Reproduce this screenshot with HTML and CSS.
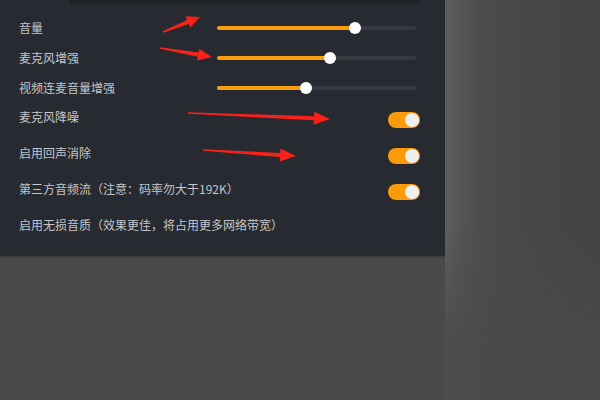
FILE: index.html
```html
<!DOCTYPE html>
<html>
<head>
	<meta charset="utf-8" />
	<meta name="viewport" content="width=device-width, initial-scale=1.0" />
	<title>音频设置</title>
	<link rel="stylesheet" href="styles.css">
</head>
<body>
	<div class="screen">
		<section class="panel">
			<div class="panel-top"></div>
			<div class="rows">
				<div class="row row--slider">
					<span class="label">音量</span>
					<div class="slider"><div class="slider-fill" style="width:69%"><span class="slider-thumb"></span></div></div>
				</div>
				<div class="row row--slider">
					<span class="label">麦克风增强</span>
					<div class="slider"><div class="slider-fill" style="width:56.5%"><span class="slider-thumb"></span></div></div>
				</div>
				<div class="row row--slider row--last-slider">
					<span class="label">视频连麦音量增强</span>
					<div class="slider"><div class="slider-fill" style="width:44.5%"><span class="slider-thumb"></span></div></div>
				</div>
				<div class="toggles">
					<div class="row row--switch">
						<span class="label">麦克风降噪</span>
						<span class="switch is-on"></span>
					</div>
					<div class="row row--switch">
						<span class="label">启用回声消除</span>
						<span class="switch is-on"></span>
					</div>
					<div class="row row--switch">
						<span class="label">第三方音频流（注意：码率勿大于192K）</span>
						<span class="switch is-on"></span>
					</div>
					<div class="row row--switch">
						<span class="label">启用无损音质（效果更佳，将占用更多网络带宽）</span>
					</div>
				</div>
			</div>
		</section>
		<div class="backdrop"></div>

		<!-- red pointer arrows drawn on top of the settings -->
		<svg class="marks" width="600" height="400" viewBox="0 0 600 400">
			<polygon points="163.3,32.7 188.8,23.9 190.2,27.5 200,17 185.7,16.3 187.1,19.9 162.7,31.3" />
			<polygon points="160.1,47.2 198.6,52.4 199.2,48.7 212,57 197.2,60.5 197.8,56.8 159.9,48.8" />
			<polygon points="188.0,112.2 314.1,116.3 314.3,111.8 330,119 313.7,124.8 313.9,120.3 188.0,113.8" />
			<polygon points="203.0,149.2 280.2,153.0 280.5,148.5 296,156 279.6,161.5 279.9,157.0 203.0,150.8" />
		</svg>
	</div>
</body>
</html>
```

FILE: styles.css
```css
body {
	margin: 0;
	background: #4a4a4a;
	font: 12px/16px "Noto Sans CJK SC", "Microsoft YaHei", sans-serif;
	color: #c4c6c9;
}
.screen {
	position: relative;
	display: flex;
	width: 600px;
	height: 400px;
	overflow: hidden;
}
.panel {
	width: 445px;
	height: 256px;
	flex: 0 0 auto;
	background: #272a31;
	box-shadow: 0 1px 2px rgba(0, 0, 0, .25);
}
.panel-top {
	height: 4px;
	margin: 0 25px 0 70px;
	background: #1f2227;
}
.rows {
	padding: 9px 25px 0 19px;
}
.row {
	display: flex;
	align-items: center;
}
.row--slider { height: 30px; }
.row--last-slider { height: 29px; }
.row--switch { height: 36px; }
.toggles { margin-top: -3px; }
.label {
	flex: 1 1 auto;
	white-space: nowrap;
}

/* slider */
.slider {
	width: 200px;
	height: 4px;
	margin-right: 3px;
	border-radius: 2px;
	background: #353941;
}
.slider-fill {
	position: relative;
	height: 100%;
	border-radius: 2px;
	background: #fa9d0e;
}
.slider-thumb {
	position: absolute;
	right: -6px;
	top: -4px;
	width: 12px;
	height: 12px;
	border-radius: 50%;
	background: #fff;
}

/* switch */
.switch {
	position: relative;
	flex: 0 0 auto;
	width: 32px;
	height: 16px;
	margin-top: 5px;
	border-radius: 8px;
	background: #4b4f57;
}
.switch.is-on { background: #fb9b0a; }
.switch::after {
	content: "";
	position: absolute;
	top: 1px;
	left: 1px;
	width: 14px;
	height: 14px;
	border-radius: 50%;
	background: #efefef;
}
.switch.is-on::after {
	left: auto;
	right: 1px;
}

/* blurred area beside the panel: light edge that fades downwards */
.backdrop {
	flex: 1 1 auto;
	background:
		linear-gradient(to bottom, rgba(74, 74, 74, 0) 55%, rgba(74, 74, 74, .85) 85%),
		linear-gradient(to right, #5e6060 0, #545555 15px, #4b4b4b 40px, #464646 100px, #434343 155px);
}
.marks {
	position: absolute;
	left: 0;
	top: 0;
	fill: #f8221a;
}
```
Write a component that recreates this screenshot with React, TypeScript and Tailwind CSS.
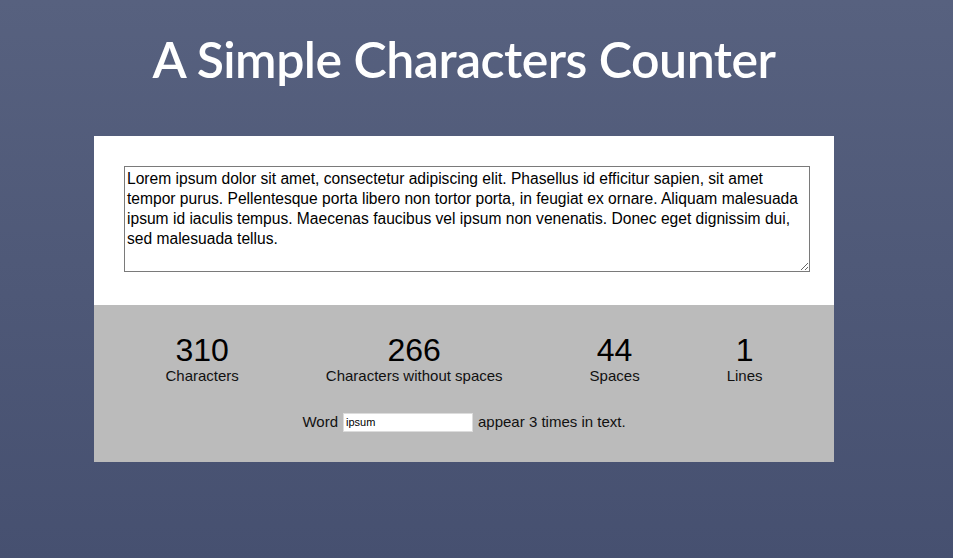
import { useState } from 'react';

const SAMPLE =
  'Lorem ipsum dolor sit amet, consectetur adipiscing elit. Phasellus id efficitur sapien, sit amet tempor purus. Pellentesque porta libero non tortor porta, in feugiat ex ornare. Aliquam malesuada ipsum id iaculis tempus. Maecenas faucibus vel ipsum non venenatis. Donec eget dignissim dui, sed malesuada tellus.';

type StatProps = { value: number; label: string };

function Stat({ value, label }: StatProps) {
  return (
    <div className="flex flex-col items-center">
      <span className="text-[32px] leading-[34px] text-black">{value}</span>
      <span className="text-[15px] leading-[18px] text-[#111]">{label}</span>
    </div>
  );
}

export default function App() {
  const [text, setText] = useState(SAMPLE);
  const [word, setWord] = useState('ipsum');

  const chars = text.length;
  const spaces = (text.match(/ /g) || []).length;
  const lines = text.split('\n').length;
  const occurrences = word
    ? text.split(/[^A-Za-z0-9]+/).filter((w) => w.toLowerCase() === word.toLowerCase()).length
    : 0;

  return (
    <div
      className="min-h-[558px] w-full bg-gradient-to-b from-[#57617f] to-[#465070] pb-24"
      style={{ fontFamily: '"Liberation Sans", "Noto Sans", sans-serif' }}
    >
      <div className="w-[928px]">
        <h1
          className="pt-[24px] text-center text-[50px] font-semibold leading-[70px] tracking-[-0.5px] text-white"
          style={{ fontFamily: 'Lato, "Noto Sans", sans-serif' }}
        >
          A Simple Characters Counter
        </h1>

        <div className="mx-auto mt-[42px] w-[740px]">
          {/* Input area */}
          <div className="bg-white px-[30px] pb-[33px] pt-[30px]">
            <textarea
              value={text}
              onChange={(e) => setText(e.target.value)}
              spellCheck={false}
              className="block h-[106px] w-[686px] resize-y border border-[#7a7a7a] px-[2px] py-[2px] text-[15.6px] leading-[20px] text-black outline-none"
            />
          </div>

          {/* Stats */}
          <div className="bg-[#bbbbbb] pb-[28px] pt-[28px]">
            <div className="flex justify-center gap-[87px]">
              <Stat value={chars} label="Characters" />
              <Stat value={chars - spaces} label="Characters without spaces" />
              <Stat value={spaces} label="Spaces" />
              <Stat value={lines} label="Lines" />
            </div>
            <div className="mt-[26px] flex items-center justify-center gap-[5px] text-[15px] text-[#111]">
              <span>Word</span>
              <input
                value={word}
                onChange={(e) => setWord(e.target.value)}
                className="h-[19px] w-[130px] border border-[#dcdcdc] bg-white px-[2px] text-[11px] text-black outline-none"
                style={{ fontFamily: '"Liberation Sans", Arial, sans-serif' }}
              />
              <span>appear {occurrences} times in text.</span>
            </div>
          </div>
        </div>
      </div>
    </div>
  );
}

--------

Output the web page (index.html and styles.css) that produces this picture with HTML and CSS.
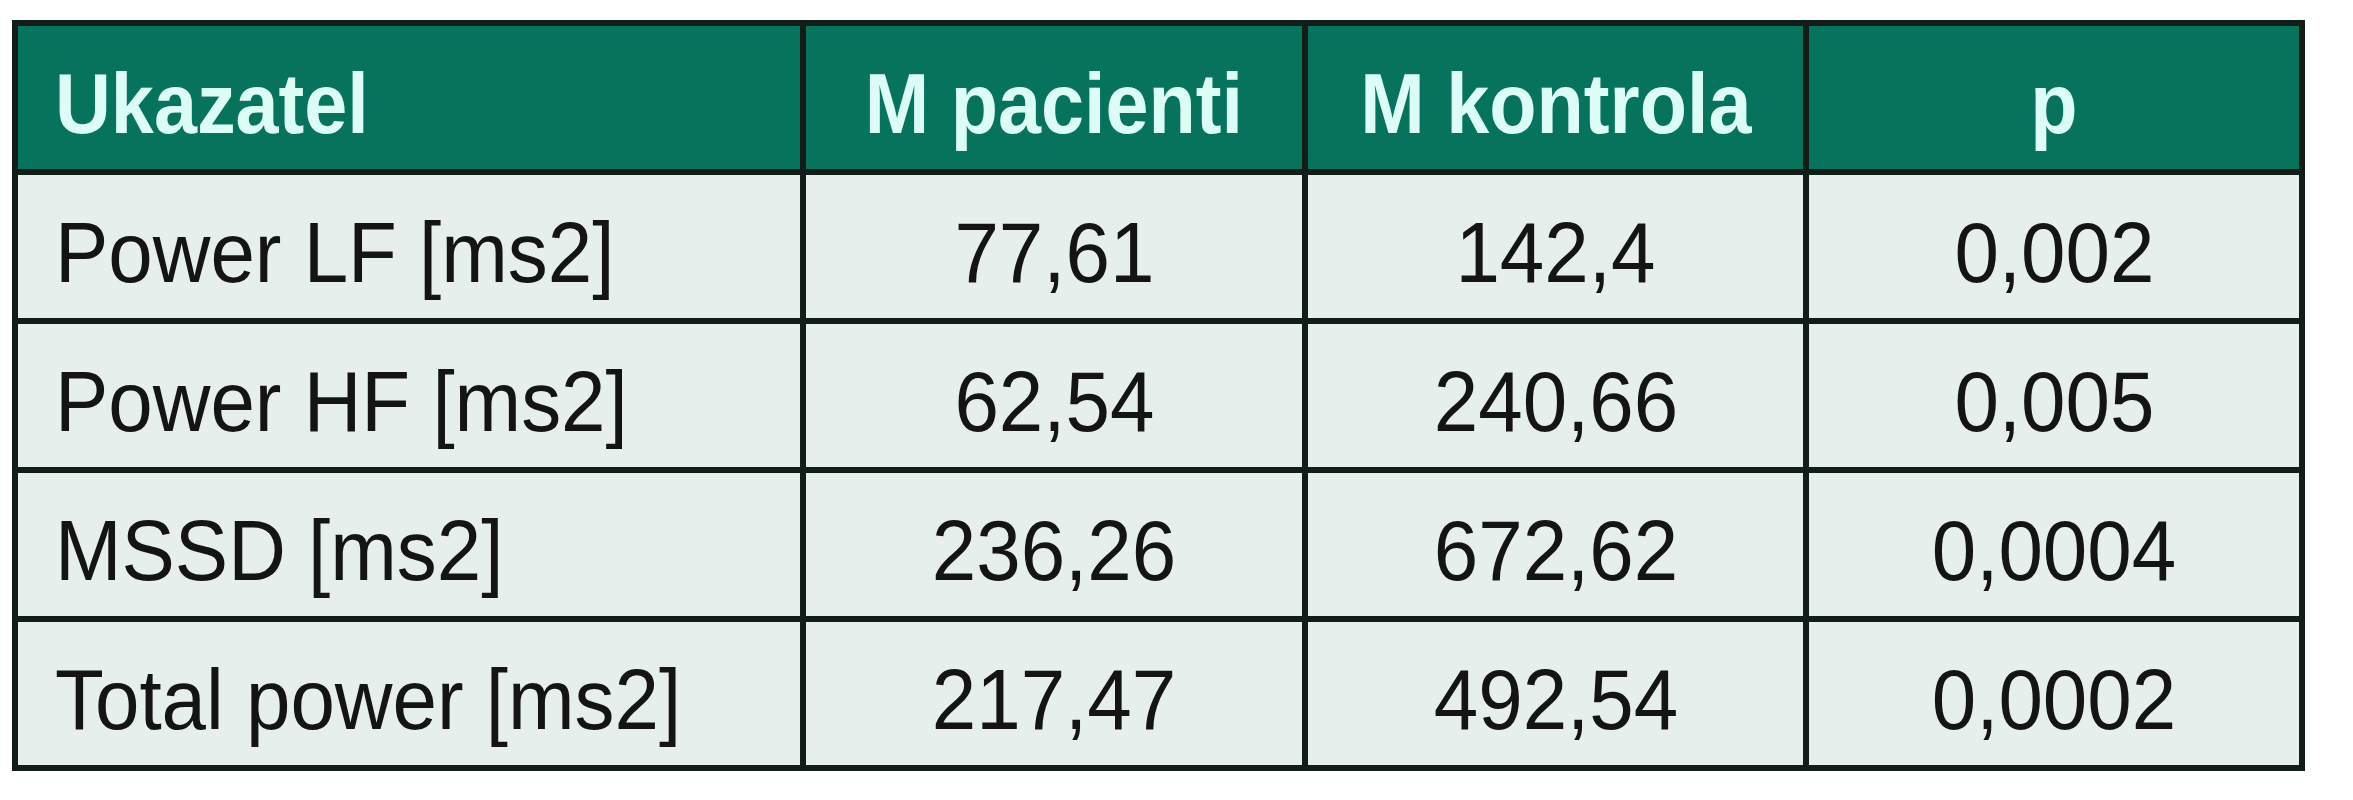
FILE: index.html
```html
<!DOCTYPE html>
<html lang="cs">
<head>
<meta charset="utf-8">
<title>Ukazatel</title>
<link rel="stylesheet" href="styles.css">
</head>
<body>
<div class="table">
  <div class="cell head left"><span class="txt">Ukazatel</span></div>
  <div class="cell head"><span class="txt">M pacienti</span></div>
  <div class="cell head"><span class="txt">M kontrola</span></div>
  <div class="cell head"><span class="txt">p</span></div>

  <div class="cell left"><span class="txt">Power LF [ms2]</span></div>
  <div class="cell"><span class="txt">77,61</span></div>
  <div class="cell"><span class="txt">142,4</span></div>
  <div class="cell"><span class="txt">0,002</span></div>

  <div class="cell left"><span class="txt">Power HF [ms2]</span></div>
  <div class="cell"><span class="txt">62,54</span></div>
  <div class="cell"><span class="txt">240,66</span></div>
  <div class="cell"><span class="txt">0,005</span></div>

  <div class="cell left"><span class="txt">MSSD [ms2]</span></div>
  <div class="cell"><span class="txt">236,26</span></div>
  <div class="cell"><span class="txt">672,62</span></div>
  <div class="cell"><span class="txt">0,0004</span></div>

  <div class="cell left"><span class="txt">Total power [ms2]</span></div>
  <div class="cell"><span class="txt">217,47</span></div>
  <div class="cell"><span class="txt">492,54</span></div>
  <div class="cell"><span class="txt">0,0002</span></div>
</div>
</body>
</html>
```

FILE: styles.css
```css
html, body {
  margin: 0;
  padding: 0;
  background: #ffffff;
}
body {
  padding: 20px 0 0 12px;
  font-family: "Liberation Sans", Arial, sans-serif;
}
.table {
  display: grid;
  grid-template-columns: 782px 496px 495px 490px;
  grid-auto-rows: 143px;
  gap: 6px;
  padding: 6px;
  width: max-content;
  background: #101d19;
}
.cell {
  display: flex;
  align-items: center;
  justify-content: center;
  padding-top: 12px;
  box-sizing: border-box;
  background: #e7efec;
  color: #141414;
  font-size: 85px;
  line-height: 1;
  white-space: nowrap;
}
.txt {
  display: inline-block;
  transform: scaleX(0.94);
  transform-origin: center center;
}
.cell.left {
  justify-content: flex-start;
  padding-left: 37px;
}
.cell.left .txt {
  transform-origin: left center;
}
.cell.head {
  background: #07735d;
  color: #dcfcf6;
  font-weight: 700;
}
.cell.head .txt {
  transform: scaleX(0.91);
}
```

--------

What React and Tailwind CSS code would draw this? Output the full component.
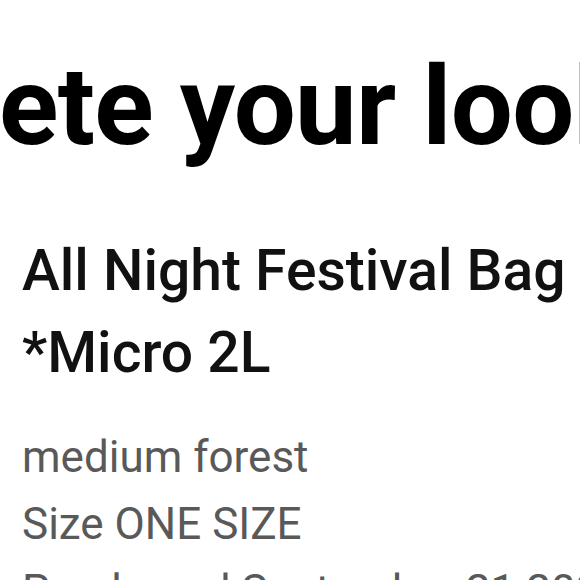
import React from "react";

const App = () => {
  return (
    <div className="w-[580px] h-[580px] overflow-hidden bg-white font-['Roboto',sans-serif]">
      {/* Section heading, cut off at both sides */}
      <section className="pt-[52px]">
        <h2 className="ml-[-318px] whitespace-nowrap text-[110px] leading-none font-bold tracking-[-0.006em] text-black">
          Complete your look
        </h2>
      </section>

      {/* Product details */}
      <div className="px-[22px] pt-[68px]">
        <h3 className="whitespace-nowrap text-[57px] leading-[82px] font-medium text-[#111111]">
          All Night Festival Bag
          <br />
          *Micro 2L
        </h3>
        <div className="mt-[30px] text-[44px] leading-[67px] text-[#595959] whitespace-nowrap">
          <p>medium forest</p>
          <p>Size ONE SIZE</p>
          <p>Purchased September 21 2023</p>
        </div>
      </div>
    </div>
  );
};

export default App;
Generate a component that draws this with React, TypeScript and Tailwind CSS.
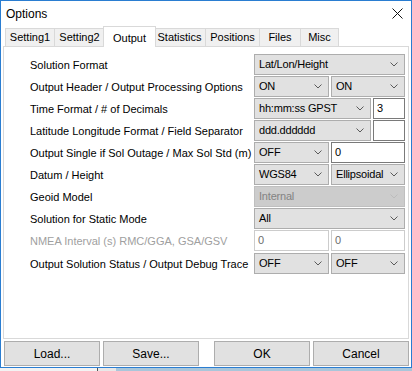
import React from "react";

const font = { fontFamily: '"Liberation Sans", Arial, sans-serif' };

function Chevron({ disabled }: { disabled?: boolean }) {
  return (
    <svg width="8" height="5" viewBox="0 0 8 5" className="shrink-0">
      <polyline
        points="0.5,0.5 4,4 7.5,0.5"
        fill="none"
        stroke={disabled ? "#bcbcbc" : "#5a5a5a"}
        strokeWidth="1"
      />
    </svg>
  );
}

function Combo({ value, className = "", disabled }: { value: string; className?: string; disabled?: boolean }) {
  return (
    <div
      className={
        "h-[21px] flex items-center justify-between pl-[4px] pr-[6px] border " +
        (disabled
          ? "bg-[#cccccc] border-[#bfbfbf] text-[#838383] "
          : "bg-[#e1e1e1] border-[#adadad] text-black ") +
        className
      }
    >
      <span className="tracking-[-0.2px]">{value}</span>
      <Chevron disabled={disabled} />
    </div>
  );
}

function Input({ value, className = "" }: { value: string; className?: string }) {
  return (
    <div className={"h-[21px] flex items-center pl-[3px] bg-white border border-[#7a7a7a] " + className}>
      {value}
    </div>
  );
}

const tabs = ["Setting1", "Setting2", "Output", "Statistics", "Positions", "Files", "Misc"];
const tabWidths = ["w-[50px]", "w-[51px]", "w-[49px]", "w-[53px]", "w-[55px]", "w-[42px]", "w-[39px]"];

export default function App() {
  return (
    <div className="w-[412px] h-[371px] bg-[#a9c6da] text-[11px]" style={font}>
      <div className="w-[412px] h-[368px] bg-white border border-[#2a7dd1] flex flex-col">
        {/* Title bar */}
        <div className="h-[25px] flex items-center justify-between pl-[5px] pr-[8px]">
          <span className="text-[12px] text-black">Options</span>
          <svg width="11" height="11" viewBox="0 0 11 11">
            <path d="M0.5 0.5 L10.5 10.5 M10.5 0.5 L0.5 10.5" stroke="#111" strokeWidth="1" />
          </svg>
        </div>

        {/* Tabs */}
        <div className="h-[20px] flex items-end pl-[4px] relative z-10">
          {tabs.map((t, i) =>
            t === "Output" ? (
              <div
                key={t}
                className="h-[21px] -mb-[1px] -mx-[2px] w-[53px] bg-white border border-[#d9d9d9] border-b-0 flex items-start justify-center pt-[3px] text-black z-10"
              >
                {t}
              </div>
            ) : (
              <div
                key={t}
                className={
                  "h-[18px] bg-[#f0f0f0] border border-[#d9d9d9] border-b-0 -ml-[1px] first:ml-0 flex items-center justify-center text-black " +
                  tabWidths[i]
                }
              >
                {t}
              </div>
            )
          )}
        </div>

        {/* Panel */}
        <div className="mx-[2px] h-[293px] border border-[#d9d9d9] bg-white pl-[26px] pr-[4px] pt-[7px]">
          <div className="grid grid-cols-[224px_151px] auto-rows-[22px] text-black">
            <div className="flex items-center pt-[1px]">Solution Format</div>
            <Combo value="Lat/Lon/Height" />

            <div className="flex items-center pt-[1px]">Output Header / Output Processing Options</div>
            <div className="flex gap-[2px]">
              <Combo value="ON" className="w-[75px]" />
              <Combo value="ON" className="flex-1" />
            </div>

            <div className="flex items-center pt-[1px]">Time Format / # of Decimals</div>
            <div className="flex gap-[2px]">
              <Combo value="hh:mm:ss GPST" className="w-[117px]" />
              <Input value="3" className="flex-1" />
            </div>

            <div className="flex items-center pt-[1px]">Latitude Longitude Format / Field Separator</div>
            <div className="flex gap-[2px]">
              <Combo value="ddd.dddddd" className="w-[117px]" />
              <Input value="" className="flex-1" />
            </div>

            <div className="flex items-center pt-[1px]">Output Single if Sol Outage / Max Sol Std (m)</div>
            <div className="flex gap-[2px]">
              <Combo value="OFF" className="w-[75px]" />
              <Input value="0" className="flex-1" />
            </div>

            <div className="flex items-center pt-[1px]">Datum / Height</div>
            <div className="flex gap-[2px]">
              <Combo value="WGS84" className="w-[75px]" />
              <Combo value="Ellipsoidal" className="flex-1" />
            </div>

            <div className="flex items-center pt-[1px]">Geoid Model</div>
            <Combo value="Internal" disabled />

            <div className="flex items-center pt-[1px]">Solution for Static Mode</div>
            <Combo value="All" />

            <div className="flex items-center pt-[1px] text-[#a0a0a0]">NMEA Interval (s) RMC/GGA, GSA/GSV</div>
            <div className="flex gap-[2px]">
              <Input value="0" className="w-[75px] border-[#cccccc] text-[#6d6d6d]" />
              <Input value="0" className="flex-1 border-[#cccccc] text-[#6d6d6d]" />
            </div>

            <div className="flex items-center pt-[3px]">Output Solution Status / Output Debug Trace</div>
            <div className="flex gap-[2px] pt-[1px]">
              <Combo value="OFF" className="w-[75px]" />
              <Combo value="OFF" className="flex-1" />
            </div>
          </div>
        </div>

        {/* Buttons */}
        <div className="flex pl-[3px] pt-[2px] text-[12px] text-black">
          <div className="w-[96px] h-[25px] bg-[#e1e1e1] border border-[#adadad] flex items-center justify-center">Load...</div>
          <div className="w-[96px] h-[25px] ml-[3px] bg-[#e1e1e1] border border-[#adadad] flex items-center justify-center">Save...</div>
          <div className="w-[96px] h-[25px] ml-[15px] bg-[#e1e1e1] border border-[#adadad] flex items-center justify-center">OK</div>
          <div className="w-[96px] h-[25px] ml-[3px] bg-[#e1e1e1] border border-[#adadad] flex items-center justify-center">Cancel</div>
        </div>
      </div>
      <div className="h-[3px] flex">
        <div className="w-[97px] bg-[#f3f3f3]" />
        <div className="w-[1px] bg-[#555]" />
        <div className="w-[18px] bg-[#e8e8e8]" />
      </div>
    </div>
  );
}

--------

*WRITTEN EXERCISE*.
Search the data for the string "Tailwind". List each line that has it.

*SOLUTION TO THE EXERCISE*.
Write a component that recreates this screenshot with React, TypeScript and Tailwind CSS.
What React and Tailwind CSS code would draw this? Output the full component.
Generate a component that draws this with React, TypeScript and Tailwind CSS.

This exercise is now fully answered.